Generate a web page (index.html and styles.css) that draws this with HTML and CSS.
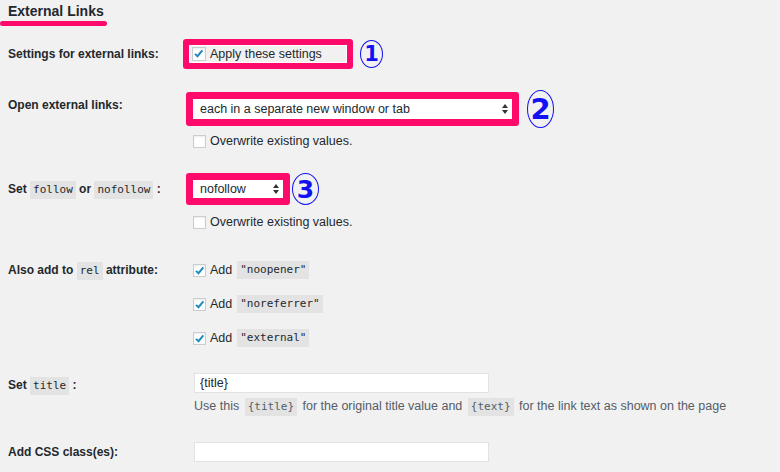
FILE: index.html
```html
<!DOCTYPE html>
<html lang="en">
<head>
    <meta charset="UTF-8">
    <meta name="viewport" content="width=device-width, initial-scale=1.0">
    <title>External Links</title>
    <link rel="stylesheet" href="styles.css">
</head>
<body>
    <div class="settings">
        <h2 class="section-title">External Links</h2>
        <div class="title-mark"></div>

        <!-- 1: enable -->
        <div class="row row-apply">
            <div class="label">Settings for external links:</div>
            <div class="field">
                <div class="marked">
                    <span class="mark mark-apply">
                        <span class="apply-box">
                            <span class="check checked"><svg viewBox="0 0 12 12"><path d="M2.2 6.4 L4.9 9 L10.2 2.6"/></svg></span>
                            Apply these settings
                        </span>
                    </span>
                    <span class="num num-1">1</span>
                </div>
            </div>
        </div>

        <!-- 2: target -->
        <div class="row row-open">
            <div class="label">Open external links:</div>
            <div class="field">
                <div class="marked">
                    <span class="mark">
                        <span class="select select-wide">
                            each in a separate new window or tab
                            <svg class="arrows" viewBox="0 0 6 10"><path d="M3 0 L6 4 H0 Z M3 10 L0 6 H6 Z"/></svg>
                        </span>
                    </span>
                    <span class="num num-2">2</span>
                </div>
                <div class="option option-first">
                    <span class="check"></span>Overwrite existing values.
                </div>
            </div>
        </div>

        <!-- 3: follow -->
        <div class="row row-follow">
            <div class="label">Set <code>follow</code> or <code>nofollow</code> :</div>
            <div class="field">
                <div class="marked">
                    <span class="mark">
                        <span class="select select-small">
                            nofollow
                            <svg class="arrows" viewBox="0 0 6 10"><path d="M3 0 L6 4 H0 Z M3 10 L0 6 H6 Z"/></svg>
                        </span>
                    </span>
                    <span class="num num-3">3</span>
                </div>
                <div class="option option-follow">
                    <span class="check"></span>Overwrite existing values.
                </div>
            </div>
        </div>

        <!-- rel -->
        <div class="row row-rel">
            <div class="label">Also add to <code>rel</code> attribute:</div>
            <div class="field rel-list">
                <div class="option">
                    <span class="check checked"><svg viewBox="0 0 12 12"><path d="M2.2 6.4 L4.9 9 L10.2 2.6"/></svg></span>Add <code>"noopener"</code>
                </div>
                <div class="option">
                    <span class="check checked"><svg viewBox="0 0 12 12"><path d="M2.2 6.4 L4.9 9 L10.2 2.6"/></svg></span>Add <code>"noreferrer"</code>
                </div>
                <div class="option">
                    <span class="check checked"><svg viewBox="0 0 12 12"><path d="M2.2 6.4 L4.9 9 L10.2 2.6"/></svg></span>Add <code>"external"</code>
                </div>
            </div>
        </div>

        <!-- title -->
        <div class="row row-title">
            <div class="label">Set <code>title</code> :</div>
            <div class="field">
                <div class="text-input">{title}</div>
                <p class="help">Use this <code>{title}</code> for the original title value and <code>{text}</code> for the link text as shown on the page</p>
            </div>
        </div>

        <!-- class -->
        <div class="row row-class">
            <div class="label">Add CSS class(es):</div>
            <div class="field">
                <div class="text-input"></div>
            </div>
        </div>
    </div>
</body>
</html>
```

FILE: styles.css
```css
:root {
    --text: #23282d;
    --marker: #fd0a6a;
    --ring: #1212f2;
    --code-bg: #e3e3e3;
    --box-border: #c9ccd0;
}

* {
    margin: 0;
    padding: 0;
    box-sizing: border-box;
}

body {
    background: #f1f1f1;
    font-family: "Liberation Sans", Arial, sans-serif;
    font-size: 12.5px;
    color: var(--text);
}

.settings {
    padding: 3px 8px 0;
}

.section-title {
    font-size: 14px;
    line-height: 17px;
    font-weight: bold;
}

/* pink underline under heading */
.title-mark {
    width: 107px;
    height: 5px;
    margin: 1px 0 0 -8px;
    background: var(--marker);
    border-radius: 3px;
}

.row {
    display: grid;
    grid-template-columns: 178px 1fr;
}

.label {
    font-size: 12px;
    font-weight: bold;
    line-height: 20px;
}

code {
    display: inline-block;
    font-family: "DejaVu Sans Mono", monospace;
    font-size: 11px;
    font-weight: normal;
    line-height: 18px;
    padding: 0 3px;
    background: var(--code-bg);
}

/* highlighted field + circled number */
.marked {
    display: flex;
    align-items: center;
}

.mark {
    display: inline-block;
    border: 7px solid var(--marker);
    border-radius: 3px;
}

.num {
    display: inline-flex;
    align-items: center;
    justify-content: center;
    border: 1.5px solid var(--ring);
    border-radius: 50%;
    color: var(--ring);
    font-family: "DejaVu Sans", sans-serif;
    font-weight: bold;
}

.num-1 {
    width: 23px;
    height: 28px;
    margin-left: 7px;
    font-size: 21px;
}

.num-2 {
    width: 27px;
    height: 38px;
    margin-left: 8px;
    font-size: 29px;
}

.num-3 {
    width: 27px;
    height: 32px;
    margin-left: 2px;
    font-size: 25px;
}

/* checkbox */
.check {
    display: inline-block;
    width: 13px;
    height: 13px;
    margin-right: 4px;
    background: #fff;
    border: 1px solid var(--box-border);
    box-shadow: inset 0 1px 2px rgba(0, 0, 0, 0.08);
    flex-shrink: 0;
}

.check svg {
    display: block;
    width: 11px;
    height: 11px;
}

.check svg path {
    fill: none;
    stroke: #1e8cbe;
    stroke-width: 2.2;
}

/* row 1 */
.row-apply {
    margin-top: 13px;
}

.row-apply .label {
    line-height: 30px;
}

.mark-apply {
    margin-left: -3px;
    border-width: 6px;
}

.apply-box {
    display: flex;
    align-items: center;
    width: 158px;
    height: 18px;
    padding-left: 2px;
    border: 1px solid #fff;
}

.apply-box .check {
    width: 14px;
    height: 14px;
}

/* selects */
.select {
    display: flex;
    align-items: center;
    justify-content: space-between;
    background: #fff;
    padding: 0 4px 0 7px;
}

.select-wide {
    width: 319px;
    height: 20px;
}

.select-small {
    width: 90px;
    height: 18px;
}

.arrows {
    width: 6px;
    height: 10px;
    fill: #333;
}

.option {
    display: flex;
    align-items: center;
    margin-left: 7px;
    line-height: 18px;
    height: 18px;
}

.option code {
    margin-left: 5px;
}

.option-first {
    margin-top: 4px;
}

/* row 2 */
.row-open {
    margin-top: 21px;
}

.row-open .label {
    padding-top: 5px;
}

/* row 3 */
.row-follow {
    margin-top: 23px;
}

.row-follow .label {
    padding-top: 6px;
}

.option-follow {
    margin-top: 8px;
}

/* rel */
.row-rel {
    margin-top: 30px;
}

.row-rel .label {
    line-height: 18px;
}

.rel-list {
    display: flex;
    flex-direction: column;
    gap: 16px;
}

/* text inputs */
.text-input {
    width: 295px;
    height: 20px;
    margin-left: 8px;
    padding: 0 5px;
    line-height: 18px;
    background: #fff;
    border: 1px solid #e2e2e2;
}

.help {
    margin: 4px 0 0 8px;
    line-height: 18px;
    color: #555d66;
}

.help code {
    margin: 0 2px;
}

.row-title {
    margin-top: 26px;
}

.row-title .label {
    padding-top: 2px;
}

.row-class {
    margin-top: 26px;
}
```
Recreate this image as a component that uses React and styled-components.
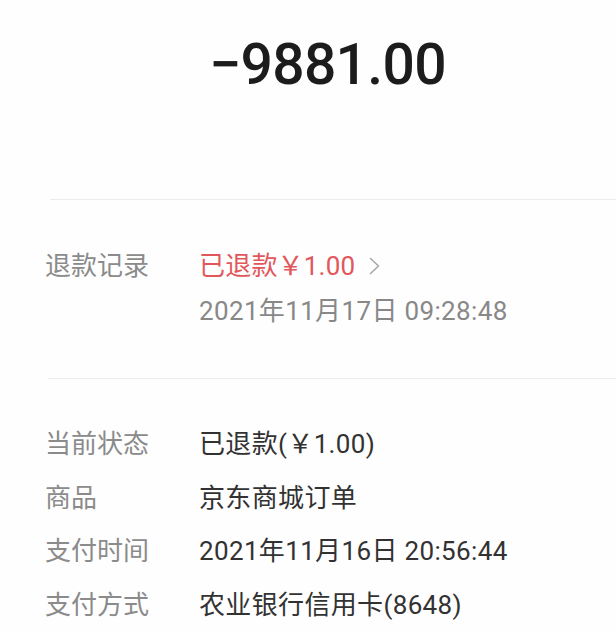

== == ==

● Exercise
Leave out the pictures and output every record above precisely as given.

● Result below
Generate a web page (index.html and styles.css) that draws this with HTML and CSS.
FILE: index.html
```html
<!DOCTYPE html>
<html lang="en">
<head>
    <meta charset="UTF-8">
    <meta name="viewport" content="width=device-width, initial-scale=1.0">
    <title>External Links</title>
    <link rel="stylesheet" href="styles.css">
</head>
<body>
    <div class="settings">
        <h2 class="section-title">External Links</h2>
        <div class="title-mark"></div>

        <!-- 1: enable -->
        <div class="row row-apply">
            <div class="label">Settings for external links:</div>
            <div class="field">
                <div class="marked">
                    <span class="mark mark-apply">
                        <span class="apply-box">
                            <span class="check checked"><svg viewBox="0 0 12 12"><path d="M2.2 6.4 L4.9 9 L10.2 2.6"/></svg></span>
                            Apply these settings
                        </span>
                    </span>
                    <span class="num num-1">1</span>
                </div>
            </div>
        </div>

        <!-- 2: target -->
        <div class="row row-open">
            <div class="label">Open external links:</div>
            <div class="field">
                <div class="marked">
                    <span class="mark">
                        <span class="select select-wide">
                            each in a separate new window or tab
                            <svg class="arrows" viewBox="0 0 6 10"><path d="M3 0 L6 4 H0 Z M3 10 L0 6 H6 Z"/></svg>
                        </span>
                    </span>
                    <span class="num num-2">2</span>
                </div>
                <div class="option option-first">
                    <span class="check"></span>Overwrite existing values.
                </div>
            </div>
        </div>

        <!-- 3: follow -->
        <div class="row row-follow">
            <div class="label">Set <code>follow</code> or <code>nofollow</code> :</div>
            <div class="field">
                <div class="marked">
                    <span class="mark">
                        <span class="select select-small">
                            nofollow
                            <svg class="arrows" viewBox="0 0 6 10"><path d="M3 0 L6 4 H0 Z M3 10 L0 6 H6 Z"/></svg>
                        </span>
                    </span>
                    <span class="num num-3">3</span>
                </div>
                <div class="option option-follow">
                    <span class="check"></span>Overwrite existing values.
                </div>
            </div>
        </div>

        <!-- rel -->
        <div class="row row-rel">
            <div class="label">Also add to <code>rel</code> attribute:</div>
            <div class="field rel-list">
                <div class="option">
                    <span class="check checked"><svg viewBox="0 0 12 12"><path d="M2.2 6.4 L4.9 9 L10.2 2.6"/></svg></span>Add <code>"noopener"</code>
                </div>
                <div class="option">
                    <span class="check checked"><svg viewBox="0 0 12 12"><path d="M2.2 6.4 L4.9 9 L10.2 2.6"/></svg></span>Add <code>"noreferrer"</code>
                </div>
                <div class="option">
                    <span class="check checked"><svg viewBox="0 0 12 12"><path d="M2.2 6.4 L4.9 9 L10.2 2.6"/></svg></span>Add <code>"external"</code>
                </div>
            </div>
        </div>

        <!-- title -->
        <div class="row row-title">
            <div class="label">Set <code>title</code> :</div>
            <div class="field">
                <div class="text-input">{title}</div>
                <p class="help">Use this <code>{title}</code> for the original title value and <code>{text}</code> for the link text as shown on the page</p>
            </div>
        </div>

        <!-- class -->
        <div class="row row-class">
            <div class="label">Add CSS class(es):</div>
            <div class="field">
                <div class="text-input"></div>
            </div>
        </div>
    </div>
</body>
</html>
```

FILE: styles.css
```css
:root {
    --text: #23282d;
    --marker: #fd0a6a;
    --ring: #1212f2;
    --code-bg: #e3e3e3;
    --box-border: #c9ccd0;
}

* {
    margin: 0;
    padding: 0;
    box-sizing: border-box;
}

body {
    background: #f1f1f1;
    font-family: "Liberation Sans", Arial, sans-serif;
    font-size: 12.5px;
    color: var(--text);
}

.settings {
    padding: 3px 8px 0;
}

.section-title {
    font-size: 14px;
    line-height: 17px;
    font-weight: bold;
}

/* pink underline under heading */
.title-mark {
    width: 107px;
    height: 5px;
    margin: 1px 0 0 -8px;
    background: var(--marker);
    border-radius: 3px;
}

.row {
    display: grid;
    grid-template-columns: 178px 1fr;
}

.label {
    font-size: 12px;
    font-weight: bold;
    line-height: 20px;
}

code {
    display: inline-block;
    font-family: "DejaVu Sans Mono", monospace;
    font-size: 11px;
    font-weight: normal;
    line-height: 18px;
    padding: 0 3px;
    background: var(--code-bg);
}

/* highlighted field + circled number */
.marked {
    display: flex;
    align-items: center;
}

.mark {
    display: inline-block;
    border: 7px solid var(--marker);
    border-radius: 3px;
}

.num {
    display: inline-flex;
    align-items: center;
    justify-content: center;
    border: 1.5px solid var(--ring);
    border-radius: 50%;
    color: var(--ring);
    font-family: "DejaVu Sans", sans-serif;
    font-weight: bold;
}

.num-1 {
    width: 23px;
    height: 28px;
    margin-left: 7px;
    font-size: 21px;
}

.num-2 {
    width: 27px;
    height: 38px;
    margin-left: 8px;
    font-size: 29px;
}

.num-3 {
    width: 27px;
    height: 32px;
    margin-left: 2px;
    font-size: 25px;
}

/* checkbox */
.check {
    display: inline-block;
    width: 13px;
    height: 13px;
    margin-right: 4px;
    background: #fff;
    border: 1px solid var(--box-border);
    box-shadow: inset 0 1px 2px rgba(0, 0, 0, 0.08);
    flex-shrink: 0;
}

.check svg {
    display: block;
    width: 11px;
    height: 11px;
}

.check svg path {
    fill: none;
    stroke: #1e8cbe;
    stroke-width: 2.2;
}

/* row 1 */
.row-apply {
    margin-top: 13px;
}

.row-apply .label {
    line-height: 30px;
}

.mark-apply {
    margin-left: -3px;
    border-width: 6px;
}

.apply-box {
    display: flex;
    align-items: center;
    width: 158px;
    height: 18px;
    padding-left: 2px;
    border: 1px solid #fff;
}

.apply-box .check {
    width: 14px;
    height: 14px;
}

/* selects */
.select {
    display: flex;
    align-items: center;
    justify-content: space-between;
    background: #fff;
    padding: 0 4px 0 7px;
}

.select-wide {
    width: 319px;
    height: 20px;
}

.select-small {
    width: 90px;
    height: 18px;
}

.arrows {
    width: 6px;
    height: 10px;
    fill: #333;
}

.option {
    display: flex;
    align-items: center;
    margin-left: 7px;
    line-height: 18px;
    height: 18px;
}

.option code {
    margin-left: 5px;
}

.option-first {
    margin-top: 4px;
}

/* row 2 */
.row-open {
    margin-top: 21px;
}

.row-open .label {
    padding-top: 5px;
}

/* row 3 */
.row-follow {
    margin-top: 23px;
}

.row-follow .label {
    padding-top: 6px;
}

.option-follow {
    margin-top: 8px;
}

/* rel */
.row-rel {
    margin-top: 30px;
}

.row-rel .label {
    line-height: 18px;
}

.rel-list {
    display: flex;
    flex-direction: column;
    gap: 16px;
}

/* text inputs */
.text-input {
    width: 295px;
    height: 20px;
    margin-left: 8px;
    padding: 0 5px;
    line-height: 18px;
    background: #fff;
    border: 1px solid #e2e2e2;
}

.help {
    margin: 4px 0 0 8px;
    line-height: 18px;
    color: #555d66;
}

.help code {
    margin: 0 2px;
}

.row-title {
    margin-top: 26px;
}

.row-title .label {
    padding-top: 2px;
}

.row-class {
    margin-top: 26px;
}
```
Recreate this image as a component that uses React and styled-components.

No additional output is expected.